What to work on:
Exclude the pictures and return every line exactly as written.

Information supplied:
━━━━━━━━━━━━━━━━━━━━

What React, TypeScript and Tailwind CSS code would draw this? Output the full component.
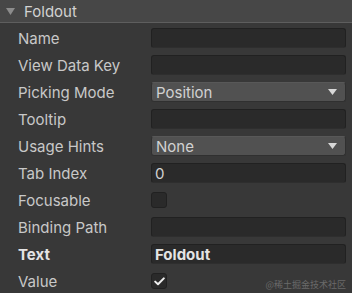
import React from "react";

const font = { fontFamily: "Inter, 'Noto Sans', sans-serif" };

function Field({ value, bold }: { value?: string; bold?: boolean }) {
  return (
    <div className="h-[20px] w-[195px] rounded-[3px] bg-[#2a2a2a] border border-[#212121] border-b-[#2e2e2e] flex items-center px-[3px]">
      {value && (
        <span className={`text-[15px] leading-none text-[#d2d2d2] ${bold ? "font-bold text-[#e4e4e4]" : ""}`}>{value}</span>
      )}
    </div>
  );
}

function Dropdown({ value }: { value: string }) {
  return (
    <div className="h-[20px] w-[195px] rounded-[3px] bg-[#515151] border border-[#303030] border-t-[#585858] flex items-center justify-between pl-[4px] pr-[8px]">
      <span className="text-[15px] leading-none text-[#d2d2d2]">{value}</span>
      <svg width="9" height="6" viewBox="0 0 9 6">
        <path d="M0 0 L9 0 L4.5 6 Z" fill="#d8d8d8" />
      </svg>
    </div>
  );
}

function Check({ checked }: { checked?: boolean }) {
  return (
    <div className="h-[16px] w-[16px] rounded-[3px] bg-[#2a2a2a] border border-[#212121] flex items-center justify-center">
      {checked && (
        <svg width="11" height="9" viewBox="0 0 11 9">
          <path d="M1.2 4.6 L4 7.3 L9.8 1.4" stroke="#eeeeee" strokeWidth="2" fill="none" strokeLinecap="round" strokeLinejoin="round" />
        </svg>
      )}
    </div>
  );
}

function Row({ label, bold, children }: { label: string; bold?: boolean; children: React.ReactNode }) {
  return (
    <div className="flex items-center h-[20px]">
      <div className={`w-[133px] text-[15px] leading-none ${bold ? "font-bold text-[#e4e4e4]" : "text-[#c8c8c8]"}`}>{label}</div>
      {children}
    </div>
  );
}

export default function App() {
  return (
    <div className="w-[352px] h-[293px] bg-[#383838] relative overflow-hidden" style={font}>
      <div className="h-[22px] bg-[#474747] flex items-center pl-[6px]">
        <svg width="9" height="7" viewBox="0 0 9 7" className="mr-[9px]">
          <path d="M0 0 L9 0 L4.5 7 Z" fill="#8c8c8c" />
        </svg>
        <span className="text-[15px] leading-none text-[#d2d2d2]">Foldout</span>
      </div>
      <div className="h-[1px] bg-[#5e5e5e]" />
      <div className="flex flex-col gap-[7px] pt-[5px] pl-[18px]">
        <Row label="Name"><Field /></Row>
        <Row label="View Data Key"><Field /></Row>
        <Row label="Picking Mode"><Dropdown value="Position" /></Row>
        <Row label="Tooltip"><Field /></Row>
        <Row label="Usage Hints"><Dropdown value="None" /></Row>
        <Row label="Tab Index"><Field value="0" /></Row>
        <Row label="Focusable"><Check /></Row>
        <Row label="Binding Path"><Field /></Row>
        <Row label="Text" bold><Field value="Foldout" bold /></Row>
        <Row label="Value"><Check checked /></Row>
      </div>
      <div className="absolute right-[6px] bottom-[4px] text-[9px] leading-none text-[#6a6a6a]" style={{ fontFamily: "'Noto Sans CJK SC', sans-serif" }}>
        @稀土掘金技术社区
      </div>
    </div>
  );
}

━━━━━━━━━━━━━━━━━━━━

Correct response:
What React, TypeScript and Tailwind CSS code would draw this? Output the full component.
import React from "react";

const font = { fontFamily: "Inter, 'Noto Sans', sans-serif" };

function Field({ value, bold }: { value?: string; bold?: boolean }) {
  return (
    <div className="h-[20px] w-[195px] rounded-[3px] bg-[#2a2a2a] border border-[#212121] border-b-[#2e2e2e] flex items-center px-[3px]">
      {value && (
        <span className={`text-[15px] leading-none text-[#d2d2d2] ${bold ? "font-bold text-[#e4e4e4]" : ""}`}>{value}</span>
      )}
    </div>
  );
}

function Dropdown({ value }: { value: string }) {
  return (
    <div className="h-[20px] w-[195px] rounded-[3px] bg-[#515151] border border-[#303030] border-t-[#585858] flex items-center justify-between pl-[4px] pr-[8px]">
      <span className="text-[15px] leading-none text-[#d2d2d2]">{value}</span>
      <svg width="9" height="6" viewBox="0 0 9 6">
        <path d="M0 0 L9 0 L4.5 6 Z" fill="#d8d8d8" />
      </svg>
    </div>
  );
}

function Check({ checked }: { checked?: boolean }) {
  return (
    <div className="h-[16px] w-[16px] rounded-[3px] bg-[#2a2a2a] border border-[#212121] flex items-center justify-center">
      {checked && (
        <svg width="11" height="9" viewBox="0 0 11 9">
          <path d="M1.2 4.6 L4 7.3 L9.8 1.4" stroke="#eeeeee" strokeWidth="2" fill="none" strokeLinecap="round" strokeLinejoin="round" />
        </svg>
      )}
    </div>
  );
}

function Row({ label, bold, children }: { label: string; bold?: boolean; children: React.ReactNode }) {
  return (
    <div className="flex items-center h-[20px]">
      <div className={`w-[133px] text-[15px] leading-none ${bold ? "font-bold text-[#e4e4e4]" : "text-[#c8c8c8]"}`}>{label}</div>
      {children}
    </div>
  );
}

export default function App() {
  return (
    <div className="w-[352px] h-[293px] bg-[#383838] relative overflow-hidden" style={font}>
      <div className="h-[22px] bg-[#474747] flex items-center pl-[6px]">
        <svg width="9" height="7" viewBox="0 0 9 7" className="mr-[9px]">
          <path d="M0 0 L9 0 L4.5 7 Z" fill="#8c8c8c" />
        </svg>
        <span className="text-[15px] leading-none text-[#d2d2d2]">Foldout</span>
      </div>
      <div className="h-[1px] bg-[#5e5e5e]" />
      <div className="flex flex-col gap-[7px] pt-[5px] pl-[18px]">
        <Row label="Name"><Field /></Row>
        <Row label="View Data Key"><Field /></Row>
        <Row label="Picking Mode"><Dropdown value="Position" /></Row>
        <Row label="Tooltip"><Field /></Row>
        <Row label="Usage Hints"><Dropdown value="None" /></Row>
        <Row label="Tab Index"><Field value="0" /></Row>
        <Row label="Focusable"><Check /></Row>
        <Row label="Binding Path"><Field /></Row>
        <Row label="Text" bold><Field value="Foldout" bold /></Row>
        <Row label="Value"><Check checked /></Row>
      </div>
      <div className="absolute right-[6px] bottom-[4px] text-[9px] leading-none text-[#6a6a6a]" style={{ fontFamily: "'Noto Sans CJK SC', sans-serif" }}>
        @稀土掘金技术社区
      </div>
    </div>
  );
}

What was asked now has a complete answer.